BNR: You weave throughout the story of the Lusitania the path of President Wilson from grief and loneliness into a new chapter of his life—at the same time that he is drawn closer to war. For all of the significance of his administration, Wilson is a president Americans now have little connection to. Do you think humanizing accounts like this will change that?

EL: I can't speak for anyone else, but my research into Wilson's life during this period caused a profound change in my own perception of the man. I'd always thought him to be a rather stiff, professorial sort of guy. But here he was, a widower, who suddenly found himself falling deeply, passionately in love with the woman who would become his second wife. Such love letters! Dozens of them, revealing a man crushed by the death of his first wife and finding at last a hope of rebirth.
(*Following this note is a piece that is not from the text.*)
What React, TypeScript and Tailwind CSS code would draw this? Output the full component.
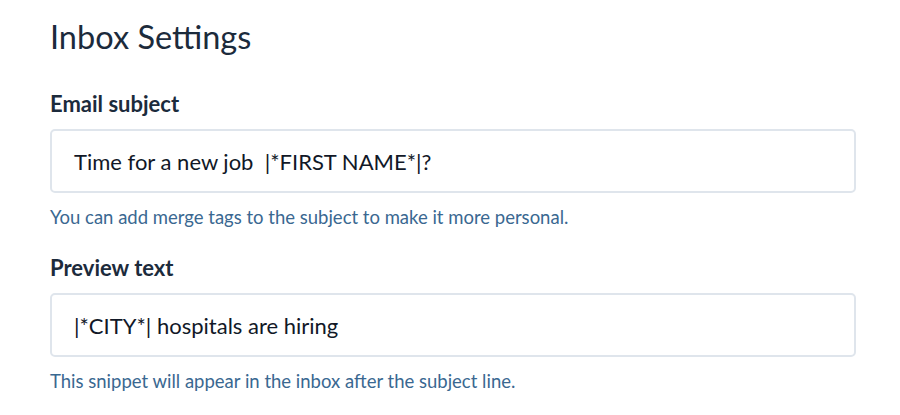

I have a new respect for the man.

BNR: With so many other calamities during WWI and just after, which claimed so many thousands of lives, why does this one still fascinate us?

EL: I think, frankly, it fascinates us for the wrong reasons. As I worked on this book, I took every opportunity I could to ask friends and family how long they thought it took America to get into the war after the Lusitania. The replies I got ranged from two days to two months — no surprise, frankly, since high school history timelines portray the Lusitania as the Pearl Harbor of World War I. It wasn't. America didn't enter the war for two more years, and on the day Wilson at last asked Congress for a declaration that a state of war existed with Germany, he never even mentioned the Lusitania. What's been lost, I feel, is the true meaning of the Lusitania — it was a deeply moving, wrenching, horrific human disaster that killed wives, husbands, sons, daughters, and infants, in macabre and capricious fashion.